We have argued from the start that the policy of lowering interest rates and loosening monetary policies  could lead to inflation. This is compounded by the state of the British government’s finances, with falling tax revenues and rising welfare costs as the economy shrinks down.

Damian Reece in the Daily Telegraph writes,

“Controlling rising inflation will be just as much of a headache for the Bank of England in years to come as slashing rates to avoid deflation is now. One of the shams of the past 12 years is how we’ve targeted inflation to try to control it. Missing were property and other financial assets which were allowed to boom like never before while official inflation measures were full of everyday items falling in price as global competition cut costs creating an entirely false sense of security.”

Others still take a different view, of course, but we will hold to the position that inflation remains the underlying danger. One difficulty is that when welfare payments and pensions are tied to inflation statistics, the government has a vested interest in selecting the data to make the figures look as low as possible.
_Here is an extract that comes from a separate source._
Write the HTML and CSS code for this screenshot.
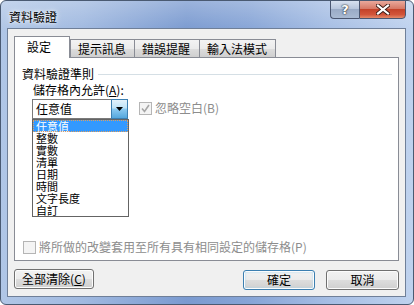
FILE: index.html
```html
<!DOCTYPE html>
<html lang="zh-Hant">
<head>
    <meta charset="UTF-8">
    <meta name="viewport" content="width=device-width, initial-scale=1.0">
    <title>資料驗證</title>
    <link rel="stylesheet" href="styles.css">
</head>
<body>
    <div class="window">
        <div class="titlebar">
            <span class="title">資料驗證</span>
            <div class="caption-btns">
                <div class="cap-btn help">?</div>
                <div class="cap-btn close">
                    <svg width="14" height="11" viewBox="0 0 14 11">
                        <path d="M2 1.5 L12 9.5 M12 1.5 L2 9.5" stroke="#3a1a14" stroke-width="4" stroke-linecap="square"/>
                        <path d="M2 1.5 L12 9.5 M12 1.5 L2 9.5" stroke="#ffffff" stroke-width="2.2" stroke-linecap="square"/>
                    </svg>
                </div>
            </div>
        </div>

        <div class="client">
            <div class="tabs">
                <div class="tab active">設定</div>
                <div class="tab">提示訊息</div>
                <div class="tab">錯誤提醒</div>
                <div class="tab">輸入法模式</div>
            </div>

            <div class="panel">
                <div class="group-title">
                    <span>資料驗證準則</span>
                    <div class="group-line"></div>
                </div>

                <div class="allow-label">儲存格內允許(<u>A</u>):</div>

                <div class="combo-row">
                    <div class="combo">
                        <div class="combo-value">任意值</div>
                        <div class="combo-btn">
                            <svg width="7" height="4" viewBox="0 0 7 4"><path d="M0 0 H7 L3.5 4 Z" fill="#000"/></svg>
                        </div>
                        <ul class="droplist">
                            <li class="selected">任意值</li>
                            <li>整數</li>
                            <li>實數</li>
                            <li>清單</li>
                            <li>日期</li>
                            <li>時間</li>
                            <li>文字長度</li>
                            <li>自訂</li>
                        </ul>
                    </div>

                    <label class="check disabled">
                        <span class="box">
                            <svg width="11" height="11" viewBox="0 0 11 11"><path d="M2 5.5 L4.5 8.5 L9 2" fill="none" stroke="#a6a6a6" stroke-width="1.6"/></svg>
                        </span>
                        忽略空白(B)
                    </label>
                </div>

                <label class="check disabled bottom-check">
                    <span class="box"></span>
                    將所做的改變套用至所有具有相同設定的儲存格(P)
                </label>
            </div>

            <div class="buttons">
                <button class="btn clear">全部清除(<u>C</u>)</button>
                <div class="right-btns">
                    <button class="btn default">確定</button>
                    <button class="btn">取消</button>
                </div>
            </div>
        </div>
    </div>
</body>
</html>
```

FILE: styles.css
```css
html, body {
    margin: 0;
    padding: 0;
    background: #ffffff;
}

body {
    font-family: "Noto Sans CJK TC", "Noto Sans CJK SC", sans-serif;
    font-size: 12px;
    color: #000;
}

.window {
    width: 414px;
    height: 305px;
    box-sizing: border-box;
    border: 1px solid #4a5a72;
    border-radius: 6px;
    background:
        linear-gradient(180deg, rgba(255,255,255,0.25), rgba(255,255,255,0) 30px),
        linear-gradient(90deg, #b0c6e6 0%, #a0b9e0 20%, #7a9ad0 45%, #86a4d6 60%, #a6bee4 80%, #bfd2ee 100%);
    display: flex;
    flex-direction: column;
    overflow: hidden;
}

.titlebar {
    height: 27px;
    display: flex;
    justify-content: space-between;
    align-items: flex-start;
}

.title {
    margin: 9px 0 0 8px;
    line-height: 14px;
    color: #000;
    text-shadow: 0 0 6px rgba(255,255,255,0.9), 0 0 3px rgba(255,255,255,0.9);
}

.caption-btns {
    display: flex;
    margin: -1px 7px 0 0;
}

.cap-btn {
    height: 19px;
    box-sizing: border-box;
    border: 1px solid #4a5670;
    display: flex;
    align-items: center;
    justify-content: center;
}

.help {
    width: 29px;
    border-right: none;
    border-radius: 0 0 0 4px;
    background: linear-gradient(180deg, #d7e1ef 0%, #b8c6dc 45%, #9aabc6 50%, #a9bad3 100%);
    color: #fff;
    font-family: "DejaVu Sans", sans-serif;
    font-weight: bold;
    font-size: 13px;
    text-shadow: 0 0 2px #333, 0 0 1px #000;
}

.close {
    width: 47px;
    border-radius: 0 0 4px 0;
    background: linear-gradient(180deg, #e9a99c 0%, #d67966 45%, #c4432a 50%, #d2553a 80%, #e38a6a 100%);
}

.client {
    flex: 1;
    margin: 0 7px 7px 6px;
    border: 1px solid #6f7f98;
    background: #f0f0f0;
    display: flex;
    flex-direction: column;
    padding: 0 6px;
}

.tabs {
    display: flex;
    align-items: flex-end;
    height: 28px;
    position: relative;
    z-index: 1;
}

.tab {
    height: 18px;
    line-height: 17px;
    padding: 0 7px;
    box-sizing: border-box;
    border: 1px solid #898c95;
    border-bottom: none;
    margin-left: -1px;
    background: linear-gradient(180deg, #f3f3f3 0%, #ebebeb 50%, #dddddd 51%, #cfcfcf 100%);
}

.tab:nth-child(2) { width: 65px; margin-left: 0; }
.tab:nth-child(3) { width: 66px; }
.tab:nth-child(4) { width: 77px; }

.tab.active {
    width: 56px;
    height: 22px;
    line-height: 20px;
    padding-left: 12px;
    margin-left: 0;
    margin-bottom: -1px;
    background: #ffffff;
}

.panel {
    height: 204px;
    box-sizing: border-box;
    border: 1px solid #898c95;
    background: #ffffff;
    display: flex;
    flex-direction: column;
    padding: 9px 6px 6px 7px;
}

.group-title {
    display: flex;
    align-items: center;
    line-height: 14px;
}

.group-line {
    flex: 1;
    height: 1px;
    background: #d5dfe5;
    margin: 1px 0 0 4px;
}

.allow-label {
    margin: 2px 0 0 11px;
    line-height: 14px;
}

.combo-row {
    display: flex;
    align-items: flex-start;
    margin: 2px 0 0 10px;
}

.combo {
    position: relative;
    width: 96px;
    height: 20px;
    box-sizing: border-box;
    border: 1px solid #7a7a7a;
    background: #fff;
    display: flex;
}

.combo-value {
    flex: 1;
    line-height: 18px;
    padding-left: 3px;
}

.combo-btn {
    width: 17px;
    box-sizing: border-box;
    border: 1px solid #3c7fb1;
    margin: -1px -1px -1px 0;
    background: linear-gradient(180deg, #e3f2fc 0%, #bee3f8 45%, #8ccaf1 50%, #54a7dd 100%);
    display: flex;
    align-items: center;
    justify-content: center;
}

.droplist {
    position: absolute;
    left: -1px;
    top: 19px;
    width: 97px;
    box-sizing: border-box;
    margin: 0;
    padding: 0;
    list-style: none;
    border: 1px solid #646464;
    background: #fff;
    z-index: 2;
}

.droplist li {
    height: 12px;
    line-height: 12px;
    font-size: 11px;
    padding-left: 3px;
    white-space: nowrap;
}

.droplist li.selected {
    background: #3399ff;
    color: #fff;
    outline: 1px dotted #e0a060;
    outline-offset: -1px;
}

.check {
    display: flex;
    align-items: center;
    line-height: 14px;
}

.check.disabled {
    color: #8d8d8d;
}

.combo-row .check {
    margin: 2px 0 0 11px;
}

.box {
    width: 13px;
    height: 13px;
    box-sizing: border-box;
    border: 1px solid #b5b5b5;
    background: #f4f4f4;
    margin-right: 3px;
    display: flex;
    align-items: center;
    justify-content: center;
}

.bottom-check {
    margin-top: auto;
    margin-left: 1px;
}

.buttons {
    display: flex;
    justify-content: space-between;
    margin-top: 9px;
}

.right-btns {
    display: flex;
    gap: 11px;
}

.btn {
    font-family: inherit;
    font-size: 12px;
    height: 20px;
    width: 73px;
    padding: 0;
    box-sizing: border-box;
    border: 1px solid #707070;
    border-radius: 3px;
    background: linear-gradient(180deg, #f2f2f2 0%, #ebebeb 50%, #dddddd 51%, #cfcfcf 100%);
    box-shadow: inset 0 0 0 1px #fcfcfc;
    line-height: 16px;
    color: #000;
}

.btn.clear {
    width: 80px;
    margin-top: -1px;
}

.btn.default {
    width: 72px;
    border-color: #3c7fb1;
    box-shadow: inset 0 0 0 1px #fcfcfc, inset 0 0 2px 1px #9fd8f5;
}
```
It is also the case that when interest rates are the only means of economic regulation, the interest rate that will prevent a housing bubble from developing will be too high for the economy as a whole, especially for less-favoured industries and in marginal areas of the country. The underlying problem is that the “economic technology” available is not up to the task of keeping the economy in a relatively stable state. Referring to “property and financial assets” does not help in understanding, since what is really meant is land. If this were spelled out more clearly and more often, there would be more chance that the appropriate measures would be taken.